Please, do not think of this as real SoC. That really is about developing community, friendship, companionship. But maybe this will help spark an interest in CL in others, who can look to join a SoC near them, or start one.


January 14th, 2009 at 11:00 pm
http://catholicmusings.blogspot.com/2008/05/my-encounter-wit h-communion-and.html
January 15th, 2009 at 12:27 pm
Stephen,
Thanks for the link to your own encounter with Communion and Liberation. I hope that you will continue to contribute to the conversation when I post about “Is it Possible to Live this Way? Faith”. Of course I need to do that fist.
March 11th, 2009 at 11:26 pm
Hi Father,
Thank you for your wonderful testimony of your encounter with CL. I am writing from Vancouver Island, BC, Canada, and we are just starting a SoC here in our parish. We had our first meeting last Saturday, and we are going to get together again this coming Saturday. Reading your ’summary’ of what SoC helps me to understand a bit more what this ‘gesture’ is about. God bless you, father, and thanks again for posting these.

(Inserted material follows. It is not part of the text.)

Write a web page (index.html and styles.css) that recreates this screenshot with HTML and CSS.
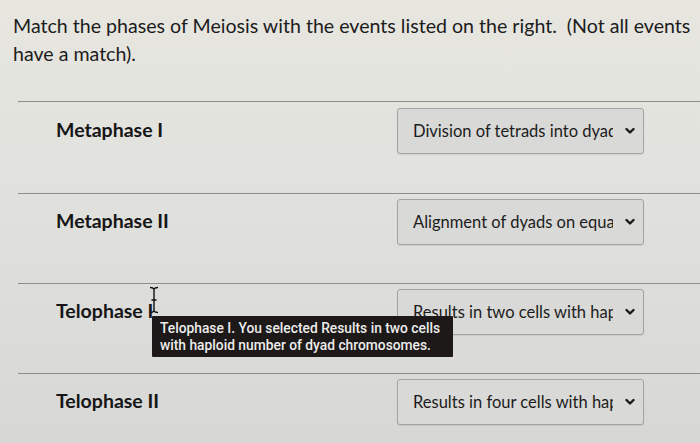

April 4th, 2009 at 4:54 pm
Thanks for taking a few of us.
November 13th, 2009 at 10:27 am
Father, your testimony is inspiring. Thank you for sharing, I have noted your site and plan to come back again.
Just wait until you begin the Book on Hope. The chapters on awareness have been a true testament to me to truly live the reality, despite the dramas and trials.. that’s why I think the method of CL corresponds so well with my heart, I am fully aware now of my destiny, of the One who created me, the One who ultimately fulfills me. My gaze is set! Everyday I beg for Christ to be present to me.
Again thank you for taking the time.